Problem statement ▸ Report how many lines contain the word "components"; answer with the number only.

Data ▸
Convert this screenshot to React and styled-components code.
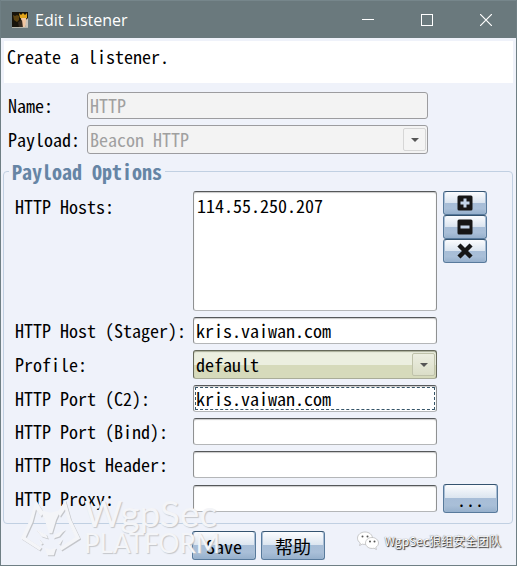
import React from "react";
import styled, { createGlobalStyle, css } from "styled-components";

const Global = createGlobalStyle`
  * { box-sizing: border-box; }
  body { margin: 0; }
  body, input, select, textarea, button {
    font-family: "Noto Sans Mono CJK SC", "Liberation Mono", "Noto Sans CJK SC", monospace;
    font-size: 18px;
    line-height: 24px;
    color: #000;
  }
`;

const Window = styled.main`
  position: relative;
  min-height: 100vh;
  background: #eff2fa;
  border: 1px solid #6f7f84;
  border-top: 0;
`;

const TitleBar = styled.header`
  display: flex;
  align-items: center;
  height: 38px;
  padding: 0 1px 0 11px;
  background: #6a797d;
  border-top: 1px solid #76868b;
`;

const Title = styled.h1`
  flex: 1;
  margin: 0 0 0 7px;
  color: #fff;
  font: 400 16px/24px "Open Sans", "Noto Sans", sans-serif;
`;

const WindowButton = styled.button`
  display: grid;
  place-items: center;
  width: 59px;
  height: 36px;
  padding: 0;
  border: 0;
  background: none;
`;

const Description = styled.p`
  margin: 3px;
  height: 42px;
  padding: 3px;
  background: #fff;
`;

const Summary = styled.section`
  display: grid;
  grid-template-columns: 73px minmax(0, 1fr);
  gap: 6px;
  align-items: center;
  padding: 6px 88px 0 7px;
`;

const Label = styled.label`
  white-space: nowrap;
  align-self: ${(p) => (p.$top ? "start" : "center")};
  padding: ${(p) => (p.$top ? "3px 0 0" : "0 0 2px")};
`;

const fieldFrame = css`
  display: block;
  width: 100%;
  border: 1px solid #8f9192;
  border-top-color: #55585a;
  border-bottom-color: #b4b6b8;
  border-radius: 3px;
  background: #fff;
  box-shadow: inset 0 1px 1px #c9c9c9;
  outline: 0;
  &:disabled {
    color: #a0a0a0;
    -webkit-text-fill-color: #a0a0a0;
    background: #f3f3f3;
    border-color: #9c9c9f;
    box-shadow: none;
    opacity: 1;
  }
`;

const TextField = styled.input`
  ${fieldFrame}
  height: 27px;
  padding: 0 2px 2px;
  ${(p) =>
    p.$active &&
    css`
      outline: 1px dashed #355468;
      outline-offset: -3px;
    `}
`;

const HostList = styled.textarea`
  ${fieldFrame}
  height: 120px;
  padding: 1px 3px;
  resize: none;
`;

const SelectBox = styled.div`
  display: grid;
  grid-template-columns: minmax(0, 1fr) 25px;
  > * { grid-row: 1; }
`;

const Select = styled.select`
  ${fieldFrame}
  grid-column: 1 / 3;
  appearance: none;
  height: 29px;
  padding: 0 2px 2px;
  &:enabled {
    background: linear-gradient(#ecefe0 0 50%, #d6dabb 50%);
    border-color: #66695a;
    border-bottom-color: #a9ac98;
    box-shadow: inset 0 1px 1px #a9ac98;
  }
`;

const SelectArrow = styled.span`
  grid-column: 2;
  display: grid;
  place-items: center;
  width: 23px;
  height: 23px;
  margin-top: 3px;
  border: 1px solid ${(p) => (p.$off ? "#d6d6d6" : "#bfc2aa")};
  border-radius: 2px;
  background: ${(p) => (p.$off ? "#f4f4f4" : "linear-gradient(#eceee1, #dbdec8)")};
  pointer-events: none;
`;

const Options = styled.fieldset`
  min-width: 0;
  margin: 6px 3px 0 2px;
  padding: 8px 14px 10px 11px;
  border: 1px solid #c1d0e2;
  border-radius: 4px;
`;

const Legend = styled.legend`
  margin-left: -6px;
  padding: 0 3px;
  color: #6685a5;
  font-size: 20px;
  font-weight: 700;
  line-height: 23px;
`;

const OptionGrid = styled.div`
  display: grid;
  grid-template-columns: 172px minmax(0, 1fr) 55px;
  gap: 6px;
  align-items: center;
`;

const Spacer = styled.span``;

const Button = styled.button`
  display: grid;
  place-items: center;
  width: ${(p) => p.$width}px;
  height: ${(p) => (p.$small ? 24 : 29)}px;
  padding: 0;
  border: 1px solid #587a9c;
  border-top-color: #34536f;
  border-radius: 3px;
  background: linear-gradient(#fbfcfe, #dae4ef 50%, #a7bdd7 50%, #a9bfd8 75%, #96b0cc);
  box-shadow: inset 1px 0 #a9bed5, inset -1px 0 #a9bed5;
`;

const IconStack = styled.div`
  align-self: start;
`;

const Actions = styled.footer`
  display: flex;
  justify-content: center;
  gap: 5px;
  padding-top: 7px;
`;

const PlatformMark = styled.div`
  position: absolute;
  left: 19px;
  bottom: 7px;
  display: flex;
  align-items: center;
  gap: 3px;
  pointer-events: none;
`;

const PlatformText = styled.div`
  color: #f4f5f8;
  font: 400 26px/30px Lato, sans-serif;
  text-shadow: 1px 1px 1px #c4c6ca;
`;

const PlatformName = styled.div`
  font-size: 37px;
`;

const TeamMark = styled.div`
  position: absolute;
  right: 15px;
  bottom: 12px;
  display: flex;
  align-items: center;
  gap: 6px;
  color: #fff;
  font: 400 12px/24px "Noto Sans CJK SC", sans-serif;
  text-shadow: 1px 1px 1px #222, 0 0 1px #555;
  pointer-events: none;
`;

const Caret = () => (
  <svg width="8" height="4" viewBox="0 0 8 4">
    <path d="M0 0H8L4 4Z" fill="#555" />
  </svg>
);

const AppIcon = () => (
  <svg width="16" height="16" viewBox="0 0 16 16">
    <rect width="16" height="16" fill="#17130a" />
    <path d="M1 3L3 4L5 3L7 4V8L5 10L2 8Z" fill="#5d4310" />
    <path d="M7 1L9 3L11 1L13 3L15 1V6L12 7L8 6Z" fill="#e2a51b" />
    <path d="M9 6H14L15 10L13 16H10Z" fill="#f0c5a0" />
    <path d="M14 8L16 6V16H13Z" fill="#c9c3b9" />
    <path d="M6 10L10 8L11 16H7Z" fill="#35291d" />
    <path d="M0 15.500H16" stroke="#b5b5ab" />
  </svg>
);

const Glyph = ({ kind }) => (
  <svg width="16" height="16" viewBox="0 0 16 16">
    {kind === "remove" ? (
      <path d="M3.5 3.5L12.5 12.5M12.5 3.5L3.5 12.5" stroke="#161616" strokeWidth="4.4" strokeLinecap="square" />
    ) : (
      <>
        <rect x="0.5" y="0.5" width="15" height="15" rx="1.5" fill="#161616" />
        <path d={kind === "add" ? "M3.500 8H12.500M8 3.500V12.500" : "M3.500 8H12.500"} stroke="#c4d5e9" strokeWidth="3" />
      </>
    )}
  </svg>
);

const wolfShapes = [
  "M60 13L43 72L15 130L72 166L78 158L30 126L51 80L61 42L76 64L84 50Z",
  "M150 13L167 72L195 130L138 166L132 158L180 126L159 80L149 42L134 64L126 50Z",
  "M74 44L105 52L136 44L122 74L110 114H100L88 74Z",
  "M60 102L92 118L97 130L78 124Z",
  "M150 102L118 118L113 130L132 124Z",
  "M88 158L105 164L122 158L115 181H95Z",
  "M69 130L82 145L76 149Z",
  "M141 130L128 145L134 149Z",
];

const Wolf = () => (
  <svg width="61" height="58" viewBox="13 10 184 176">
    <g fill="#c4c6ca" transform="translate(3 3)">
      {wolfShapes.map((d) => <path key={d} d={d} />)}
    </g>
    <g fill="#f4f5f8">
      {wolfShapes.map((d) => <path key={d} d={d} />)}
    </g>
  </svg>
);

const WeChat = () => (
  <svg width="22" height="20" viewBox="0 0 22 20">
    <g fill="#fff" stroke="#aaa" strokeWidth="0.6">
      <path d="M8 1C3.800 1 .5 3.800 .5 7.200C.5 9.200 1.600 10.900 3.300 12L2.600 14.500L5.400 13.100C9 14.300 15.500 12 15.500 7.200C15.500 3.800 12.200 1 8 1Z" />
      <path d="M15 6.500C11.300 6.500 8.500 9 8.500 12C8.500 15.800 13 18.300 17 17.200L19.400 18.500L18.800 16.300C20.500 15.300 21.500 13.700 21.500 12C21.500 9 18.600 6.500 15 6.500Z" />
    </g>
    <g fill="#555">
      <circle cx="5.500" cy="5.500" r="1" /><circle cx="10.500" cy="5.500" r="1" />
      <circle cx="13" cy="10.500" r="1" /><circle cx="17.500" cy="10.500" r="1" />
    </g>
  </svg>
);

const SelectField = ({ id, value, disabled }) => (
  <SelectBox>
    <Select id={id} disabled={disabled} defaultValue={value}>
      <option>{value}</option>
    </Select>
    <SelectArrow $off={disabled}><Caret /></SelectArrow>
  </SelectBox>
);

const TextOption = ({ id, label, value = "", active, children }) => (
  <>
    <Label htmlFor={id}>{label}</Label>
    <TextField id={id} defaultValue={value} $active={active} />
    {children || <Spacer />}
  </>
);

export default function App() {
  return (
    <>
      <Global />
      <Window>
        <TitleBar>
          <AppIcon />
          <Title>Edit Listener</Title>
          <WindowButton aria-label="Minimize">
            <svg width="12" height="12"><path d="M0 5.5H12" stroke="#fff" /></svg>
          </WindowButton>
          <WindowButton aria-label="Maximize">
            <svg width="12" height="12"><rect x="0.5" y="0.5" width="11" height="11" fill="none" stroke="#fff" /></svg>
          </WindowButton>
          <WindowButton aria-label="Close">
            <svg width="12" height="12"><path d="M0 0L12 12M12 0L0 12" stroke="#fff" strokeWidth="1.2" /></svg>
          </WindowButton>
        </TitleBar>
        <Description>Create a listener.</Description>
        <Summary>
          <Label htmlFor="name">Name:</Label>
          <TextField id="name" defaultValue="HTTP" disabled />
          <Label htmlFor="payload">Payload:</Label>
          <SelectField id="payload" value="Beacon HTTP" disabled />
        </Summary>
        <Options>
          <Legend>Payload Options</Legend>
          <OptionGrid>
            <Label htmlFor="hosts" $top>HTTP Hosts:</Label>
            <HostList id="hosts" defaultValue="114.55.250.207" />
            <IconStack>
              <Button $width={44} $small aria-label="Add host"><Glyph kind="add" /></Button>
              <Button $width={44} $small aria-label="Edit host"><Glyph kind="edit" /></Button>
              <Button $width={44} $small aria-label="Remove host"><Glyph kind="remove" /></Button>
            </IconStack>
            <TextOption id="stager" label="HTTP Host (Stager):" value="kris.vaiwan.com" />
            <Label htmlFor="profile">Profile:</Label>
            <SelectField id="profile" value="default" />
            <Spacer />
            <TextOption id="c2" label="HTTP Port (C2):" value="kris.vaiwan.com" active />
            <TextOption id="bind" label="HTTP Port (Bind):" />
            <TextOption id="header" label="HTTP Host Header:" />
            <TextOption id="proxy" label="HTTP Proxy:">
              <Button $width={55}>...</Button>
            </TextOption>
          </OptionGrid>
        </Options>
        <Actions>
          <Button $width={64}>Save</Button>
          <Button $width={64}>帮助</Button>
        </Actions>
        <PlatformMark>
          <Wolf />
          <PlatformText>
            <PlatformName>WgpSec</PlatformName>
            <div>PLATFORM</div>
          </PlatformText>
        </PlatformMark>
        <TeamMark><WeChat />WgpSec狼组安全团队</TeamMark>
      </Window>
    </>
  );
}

Response ▸ 2